Psalm comes from the biblical book title, rooted in Hebrew sacred songs and the Greek word for a song sung to music.
Psalm is one of the more striking examples of a modern English word-name drawn directly from sacred literature. The word itself comes through Old English, Latin, and Greek from the Hebrew mizmor, meaning a song sung to musical accompaniment. In the Bible, the Psalms are poems of praise, grief, thanksgiving, lament, and hope, so the name carries a devotional and literary weight that is unusual even among other virtue or scripture-inspired names.
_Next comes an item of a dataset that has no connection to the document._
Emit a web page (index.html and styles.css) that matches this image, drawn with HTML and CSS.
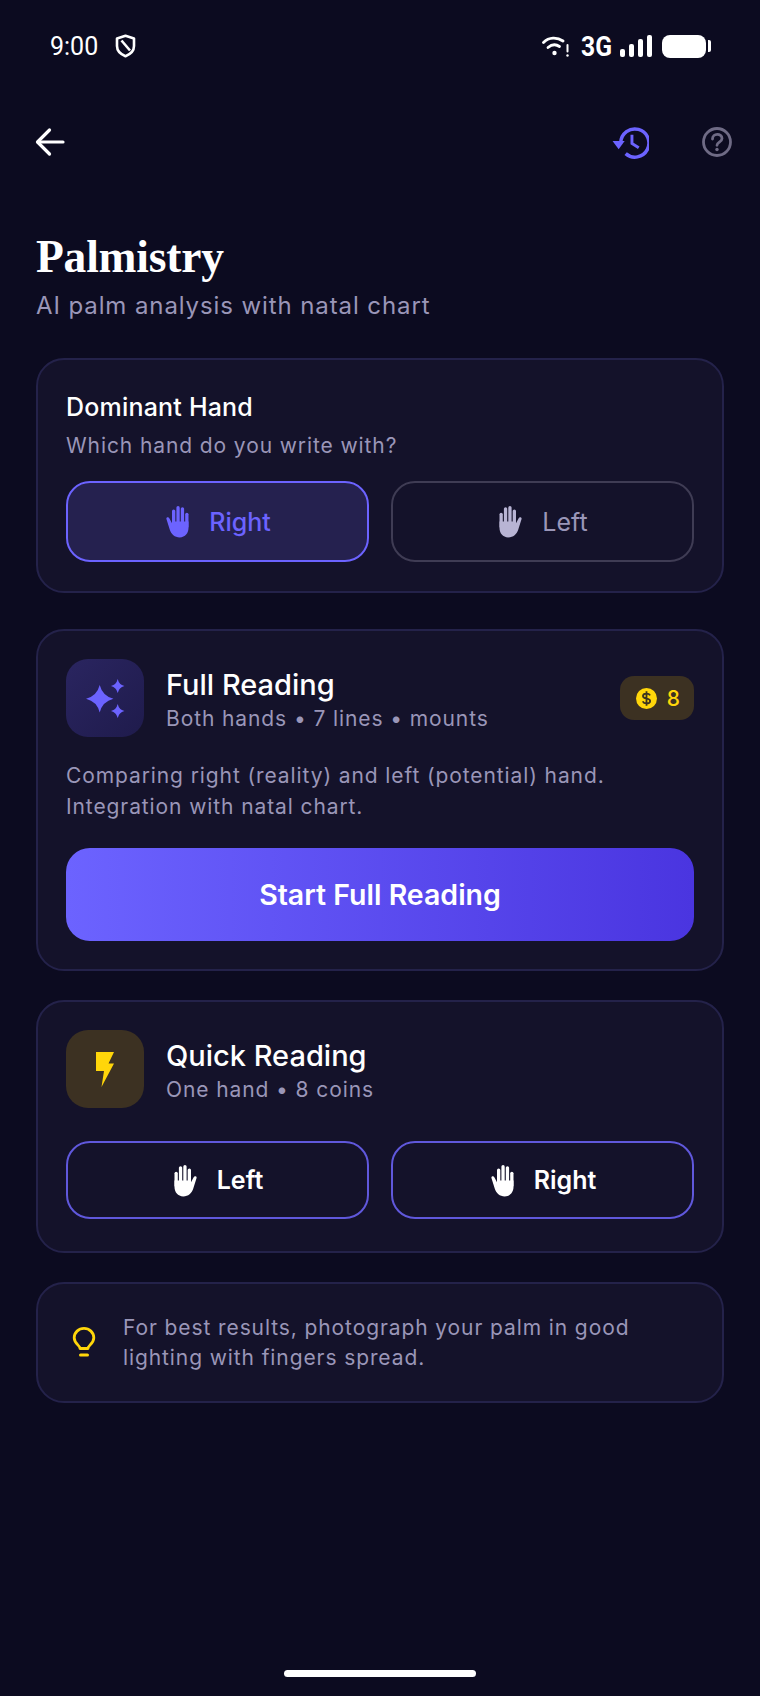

As a personal name, Psalm is quite recent. Unlike long-established biblical names such as David or Hannah, it did not become common through centuries of traditional use but emerged in an era when English-speaking parents became more open to abstract spiritual names, word names, and distinctive scriptural references. Its modern rise owes something to broader naming trends that favor meaningful single-syllable or resonant noun names, and it also received public attention through high-profile celebrity use.
What makes Psalm distinctive is that it feels both ancient and contemporary at once. It is rooted in one of the oldest and most beloved books of the Bible, associated with poetry, worship, and music, yet as a given name it sounds fresh and unexpected. The name can suggest serenity, faith, and artistry all at once. Its cultural associations are less about a single historical bearer than about an entire tradition of sung and spoken devotion, from synagogue and church liturgy to poetry and hymnody.